Er schrieb nicht etwa einen Kommentar in der Zeitung sondern schrieb einen Tweet folgenden Inhalts:

https://twitter.com/MatthiasMeisner/status/1339951245830795264

„Eine Demo an Sivester, muss das bei diesen Infektionszahlen - bei allem Verständnis für das Anliegen - echt sein? Oder ist das ein Fake“

aus dem Tweet von Matthias Meisner

Er richtete diese rhetorische Frage auch an die Organisationen Seawatch und Friday for Future, die besonders Angst vor einer öffentlichen Kampagne haben. Das hat auch geklappt. Aus Angst vor schlechter Presse distanzierten sie sich von dem Demovorhaben und wollen nun nicht mal mehr von einer Einschränkung des Versammlungsrechts sprechen, wenn flächendeckenden Demonstrationsverbote für zwei Tage aufgehoben sind. So wurde der Beschluss noch einmal geändert und die Demo abgesagt.
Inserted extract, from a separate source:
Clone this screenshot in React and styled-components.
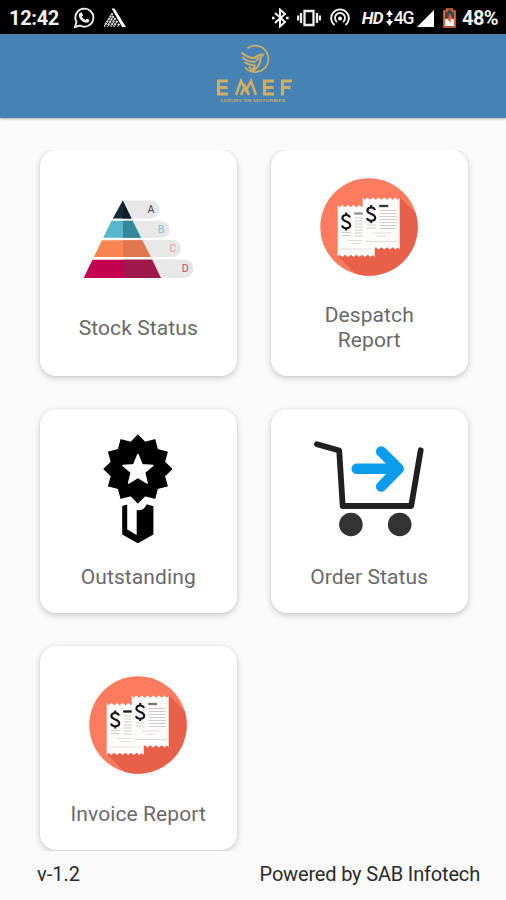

Es ist schon bezeichnend, dass der Tweet eines als linksliberalen geltenden Journalisten ausreicht, um eine Demo abzusagen. . Eine so kreuzbarve Linke, erfreut alle Staatsapparate, ebenso wie die königstreue SPD im Jahr 1914. Da braucht das Bürgertum in Gestalt eines Tagesspiegel-Journalisten nur leicht zu drohen und schon knicken die linksliberalen Pudelchen ein.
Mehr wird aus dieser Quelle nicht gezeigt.